* _YOUR GOAL_:
Collect from the data below each line with "components".

*** MATERIAL

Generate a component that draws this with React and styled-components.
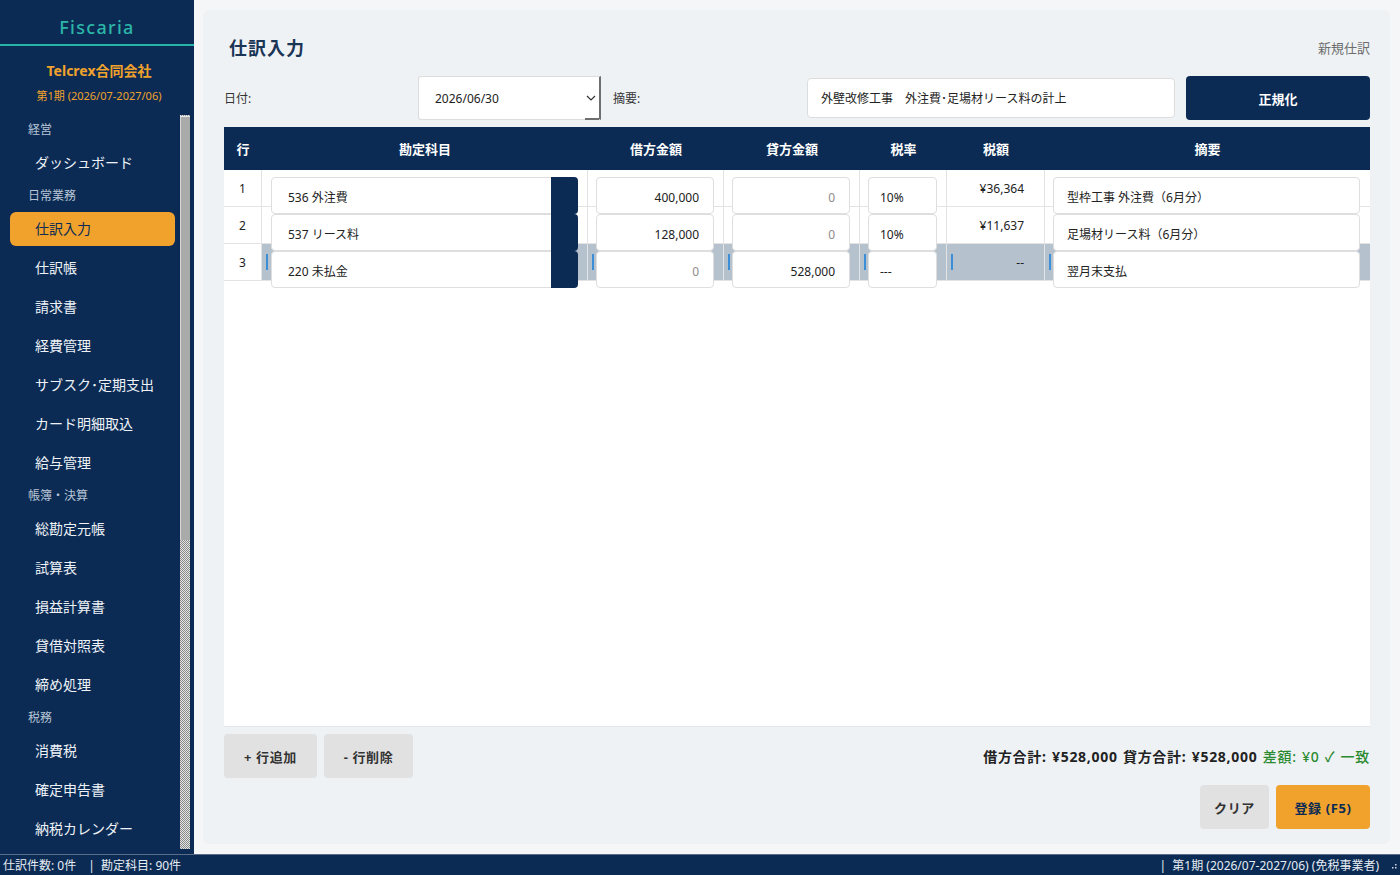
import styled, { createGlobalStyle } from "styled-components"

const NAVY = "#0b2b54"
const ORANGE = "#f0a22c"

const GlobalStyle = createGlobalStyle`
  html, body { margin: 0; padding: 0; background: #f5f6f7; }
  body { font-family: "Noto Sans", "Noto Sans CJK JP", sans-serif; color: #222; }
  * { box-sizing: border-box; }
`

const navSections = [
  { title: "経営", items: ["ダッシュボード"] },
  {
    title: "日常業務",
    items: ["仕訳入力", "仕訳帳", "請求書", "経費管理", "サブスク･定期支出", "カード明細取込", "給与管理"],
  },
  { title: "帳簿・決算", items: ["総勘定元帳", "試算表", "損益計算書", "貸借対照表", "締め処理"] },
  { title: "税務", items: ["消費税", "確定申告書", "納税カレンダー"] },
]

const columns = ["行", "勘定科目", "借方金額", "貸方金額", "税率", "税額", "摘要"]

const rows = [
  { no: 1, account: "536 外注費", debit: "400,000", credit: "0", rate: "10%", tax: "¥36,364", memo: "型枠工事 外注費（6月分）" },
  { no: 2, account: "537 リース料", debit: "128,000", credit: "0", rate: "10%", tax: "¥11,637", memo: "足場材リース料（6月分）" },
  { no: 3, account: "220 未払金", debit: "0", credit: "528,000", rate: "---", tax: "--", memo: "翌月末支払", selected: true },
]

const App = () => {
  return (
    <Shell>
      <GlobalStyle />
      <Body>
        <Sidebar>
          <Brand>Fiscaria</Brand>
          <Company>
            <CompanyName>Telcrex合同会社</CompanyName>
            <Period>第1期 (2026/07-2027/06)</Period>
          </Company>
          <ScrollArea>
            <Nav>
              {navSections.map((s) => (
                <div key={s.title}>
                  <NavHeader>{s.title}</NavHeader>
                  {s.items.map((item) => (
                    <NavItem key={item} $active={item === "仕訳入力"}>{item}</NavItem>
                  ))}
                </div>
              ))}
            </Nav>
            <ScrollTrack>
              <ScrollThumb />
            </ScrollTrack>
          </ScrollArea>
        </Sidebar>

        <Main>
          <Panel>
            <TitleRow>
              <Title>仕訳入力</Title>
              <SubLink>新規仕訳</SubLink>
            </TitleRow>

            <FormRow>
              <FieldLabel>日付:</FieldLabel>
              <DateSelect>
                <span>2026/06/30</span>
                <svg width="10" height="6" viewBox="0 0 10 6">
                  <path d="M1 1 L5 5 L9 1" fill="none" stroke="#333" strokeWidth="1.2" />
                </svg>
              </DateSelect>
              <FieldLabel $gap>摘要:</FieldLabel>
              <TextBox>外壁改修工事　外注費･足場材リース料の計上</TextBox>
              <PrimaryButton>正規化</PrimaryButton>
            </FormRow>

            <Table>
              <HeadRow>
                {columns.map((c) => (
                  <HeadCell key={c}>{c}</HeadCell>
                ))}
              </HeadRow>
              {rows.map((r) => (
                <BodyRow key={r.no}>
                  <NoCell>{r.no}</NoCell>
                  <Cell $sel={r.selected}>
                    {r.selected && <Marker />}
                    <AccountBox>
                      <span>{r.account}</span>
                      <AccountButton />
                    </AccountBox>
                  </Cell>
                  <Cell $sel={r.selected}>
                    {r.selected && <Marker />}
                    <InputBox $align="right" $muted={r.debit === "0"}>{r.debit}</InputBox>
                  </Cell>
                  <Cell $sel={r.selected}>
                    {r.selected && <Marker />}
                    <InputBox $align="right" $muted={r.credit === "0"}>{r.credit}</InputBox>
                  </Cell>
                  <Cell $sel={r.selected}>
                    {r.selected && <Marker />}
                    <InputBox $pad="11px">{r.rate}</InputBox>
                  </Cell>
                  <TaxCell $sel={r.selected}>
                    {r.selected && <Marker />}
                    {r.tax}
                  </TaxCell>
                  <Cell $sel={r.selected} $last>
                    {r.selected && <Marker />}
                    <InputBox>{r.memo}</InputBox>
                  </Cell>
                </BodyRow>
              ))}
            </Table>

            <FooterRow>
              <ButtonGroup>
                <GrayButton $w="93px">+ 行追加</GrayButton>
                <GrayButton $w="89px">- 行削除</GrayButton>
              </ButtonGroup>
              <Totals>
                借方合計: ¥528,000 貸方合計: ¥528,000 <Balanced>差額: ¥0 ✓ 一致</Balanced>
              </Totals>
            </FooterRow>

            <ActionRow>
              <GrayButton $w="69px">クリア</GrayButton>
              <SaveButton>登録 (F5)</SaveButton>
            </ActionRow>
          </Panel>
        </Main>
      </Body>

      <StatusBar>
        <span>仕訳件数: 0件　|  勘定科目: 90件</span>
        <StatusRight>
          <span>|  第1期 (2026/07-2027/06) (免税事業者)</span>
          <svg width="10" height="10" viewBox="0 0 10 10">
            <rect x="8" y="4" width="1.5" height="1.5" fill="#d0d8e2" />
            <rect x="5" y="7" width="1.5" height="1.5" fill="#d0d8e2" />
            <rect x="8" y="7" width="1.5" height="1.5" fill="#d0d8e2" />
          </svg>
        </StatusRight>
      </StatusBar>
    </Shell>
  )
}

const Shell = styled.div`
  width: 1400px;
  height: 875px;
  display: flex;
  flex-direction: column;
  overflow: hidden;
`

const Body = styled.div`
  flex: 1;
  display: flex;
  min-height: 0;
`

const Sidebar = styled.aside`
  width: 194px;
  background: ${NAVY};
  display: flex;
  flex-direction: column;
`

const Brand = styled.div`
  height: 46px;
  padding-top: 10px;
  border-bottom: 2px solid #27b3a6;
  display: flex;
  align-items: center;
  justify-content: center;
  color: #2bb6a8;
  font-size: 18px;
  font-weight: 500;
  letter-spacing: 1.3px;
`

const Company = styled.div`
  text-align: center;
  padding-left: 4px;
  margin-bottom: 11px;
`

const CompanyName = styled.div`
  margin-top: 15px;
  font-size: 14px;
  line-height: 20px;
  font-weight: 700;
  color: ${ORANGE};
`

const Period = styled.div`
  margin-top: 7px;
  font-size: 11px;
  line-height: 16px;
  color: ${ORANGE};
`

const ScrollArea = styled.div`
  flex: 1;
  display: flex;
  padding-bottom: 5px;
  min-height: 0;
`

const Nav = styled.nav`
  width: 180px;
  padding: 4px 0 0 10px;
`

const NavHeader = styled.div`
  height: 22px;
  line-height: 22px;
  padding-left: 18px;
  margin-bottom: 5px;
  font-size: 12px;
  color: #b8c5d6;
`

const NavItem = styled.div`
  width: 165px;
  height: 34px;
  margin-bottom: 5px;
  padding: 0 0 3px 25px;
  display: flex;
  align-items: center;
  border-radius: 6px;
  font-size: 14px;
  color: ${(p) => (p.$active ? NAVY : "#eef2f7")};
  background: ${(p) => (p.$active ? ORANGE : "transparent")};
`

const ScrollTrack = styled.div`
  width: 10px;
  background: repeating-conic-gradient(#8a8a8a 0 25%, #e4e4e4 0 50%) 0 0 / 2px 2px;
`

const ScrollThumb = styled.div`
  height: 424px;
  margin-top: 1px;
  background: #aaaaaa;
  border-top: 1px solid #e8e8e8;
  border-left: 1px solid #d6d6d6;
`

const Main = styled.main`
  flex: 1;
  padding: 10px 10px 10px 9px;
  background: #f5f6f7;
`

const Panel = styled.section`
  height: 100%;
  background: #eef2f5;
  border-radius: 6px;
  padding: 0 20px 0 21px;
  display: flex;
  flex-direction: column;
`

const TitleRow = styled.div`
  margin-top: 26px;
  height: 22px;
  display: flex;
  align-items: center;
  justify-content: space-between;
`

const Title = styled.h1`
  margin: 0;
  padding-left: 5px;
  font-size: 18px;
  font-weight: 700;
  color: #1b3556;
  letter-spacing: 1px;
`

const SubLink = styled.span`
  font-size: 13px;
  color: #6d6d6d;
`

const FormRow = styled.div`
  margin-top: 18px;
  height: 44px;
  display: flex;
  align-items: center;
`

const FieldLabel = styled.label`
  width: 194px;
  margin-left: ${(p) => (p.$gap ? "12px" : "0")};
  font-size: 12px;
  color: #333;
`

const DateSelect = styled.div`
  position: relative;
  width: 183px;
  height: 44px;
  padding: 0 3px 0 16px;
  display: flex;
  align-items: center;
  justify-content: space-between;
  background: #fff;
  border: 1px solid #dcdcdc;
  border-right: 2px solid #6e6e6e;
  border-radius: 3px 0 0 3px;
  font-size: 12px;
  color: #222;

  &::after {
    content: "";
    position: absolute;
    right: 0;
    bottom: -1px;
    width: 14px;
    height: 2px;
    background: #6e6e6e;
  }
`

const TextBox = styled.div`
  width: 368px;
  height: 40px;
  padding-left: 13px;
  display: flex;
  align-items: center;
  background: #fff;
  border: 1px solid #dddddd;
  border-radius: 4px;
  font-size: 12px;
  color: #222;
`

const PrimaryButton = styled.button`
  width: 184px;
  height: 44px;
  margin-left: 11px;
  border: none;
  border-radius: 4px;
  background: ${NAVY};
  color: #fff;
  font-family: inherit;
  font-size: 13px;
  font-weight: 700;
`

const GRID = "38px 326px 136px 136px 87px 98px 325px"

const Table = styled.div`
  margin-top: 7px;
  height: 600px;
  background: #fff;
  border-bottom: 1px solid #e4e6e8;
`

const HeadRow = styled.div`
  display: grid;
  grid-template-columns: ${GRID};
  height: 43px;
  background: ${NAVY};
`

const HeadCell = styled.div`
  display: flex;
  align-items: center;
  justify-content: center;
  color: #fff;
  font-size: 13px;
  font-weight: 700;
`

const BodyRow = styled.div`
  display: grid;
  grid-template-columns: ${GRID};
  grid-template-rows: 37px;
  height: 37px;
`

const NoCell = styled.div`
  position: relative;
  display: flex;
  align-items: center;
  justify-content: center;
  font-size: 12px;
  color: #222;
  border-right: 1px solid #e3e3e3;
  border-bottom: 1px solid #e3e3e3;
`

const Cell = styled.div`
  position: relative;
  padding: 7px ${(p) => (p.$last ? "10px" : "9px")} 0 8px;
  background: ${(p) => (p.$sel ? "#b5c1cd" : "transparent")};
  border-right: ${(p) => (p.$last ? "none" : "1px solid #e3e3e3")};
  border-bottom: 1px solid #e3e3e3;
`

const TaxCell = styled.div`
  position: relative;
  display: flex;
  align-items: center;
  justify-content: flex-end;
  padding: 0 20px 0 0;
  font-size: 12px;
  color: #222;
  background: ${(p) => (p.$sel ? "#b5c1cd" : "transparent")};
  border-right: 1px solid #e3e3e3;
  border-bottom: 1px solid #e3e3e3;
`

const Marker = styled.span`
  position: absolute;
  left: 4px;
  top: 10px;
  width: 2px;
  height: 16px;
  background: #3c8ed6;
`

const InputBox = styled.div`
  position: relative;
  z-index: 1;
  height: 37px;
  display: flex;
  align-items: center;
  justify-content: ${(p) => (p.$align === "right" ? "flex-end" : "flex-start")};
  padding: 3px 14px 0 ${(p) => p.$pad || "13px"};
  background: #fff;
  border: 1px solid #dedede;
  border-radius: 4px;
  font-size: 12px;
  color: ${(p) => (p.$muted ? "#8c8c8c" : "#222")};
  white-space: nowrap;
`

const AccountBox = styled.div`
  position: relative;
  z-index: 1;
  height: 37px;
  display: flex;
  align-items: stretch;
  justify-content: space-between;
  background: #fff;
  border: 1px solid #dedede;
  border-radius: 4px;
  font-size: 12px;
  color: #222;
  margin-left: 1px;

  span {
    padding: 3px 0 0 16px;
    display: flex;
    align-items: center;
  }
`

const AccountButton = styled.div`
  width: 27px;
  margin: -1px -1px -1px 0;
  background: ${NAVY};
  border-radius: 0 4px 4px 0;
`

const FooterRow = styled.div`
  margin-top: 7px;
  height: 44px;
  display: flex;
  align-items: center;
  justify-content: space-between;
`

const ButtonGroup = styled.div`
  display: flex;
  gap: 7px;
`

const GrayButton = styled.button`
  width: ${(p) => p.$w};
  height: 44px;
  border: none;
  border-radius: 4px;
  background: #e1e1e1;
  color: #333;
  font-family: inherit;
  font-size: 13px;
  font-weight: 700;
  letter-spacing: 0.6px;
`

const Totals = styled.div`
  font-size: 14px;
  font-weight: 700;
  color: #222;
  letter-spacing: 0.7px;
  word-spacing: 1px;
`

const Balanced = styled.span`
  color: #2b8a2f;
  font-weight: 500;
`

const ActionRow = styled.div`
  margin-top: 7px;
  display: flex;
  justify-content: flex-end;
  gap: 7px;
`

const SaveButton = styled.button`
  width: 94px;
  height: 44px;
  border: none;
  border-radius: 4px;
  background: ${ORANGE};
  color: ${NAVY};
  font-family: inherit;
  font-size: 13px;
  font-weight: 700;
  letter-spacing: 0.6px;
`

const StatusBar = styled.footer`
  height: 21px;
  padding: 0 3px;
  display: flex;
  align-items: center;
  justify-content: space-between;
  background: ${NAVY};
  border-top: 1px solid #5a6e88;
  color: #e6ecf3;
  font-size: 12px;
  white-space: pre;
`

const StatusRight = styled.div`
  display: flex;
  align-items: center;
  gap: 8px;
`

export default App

******

* _RESPONSE_:
Generate a component that draws this with React and styled-components.
import styled, { createGlobalStyle } from "styled-components"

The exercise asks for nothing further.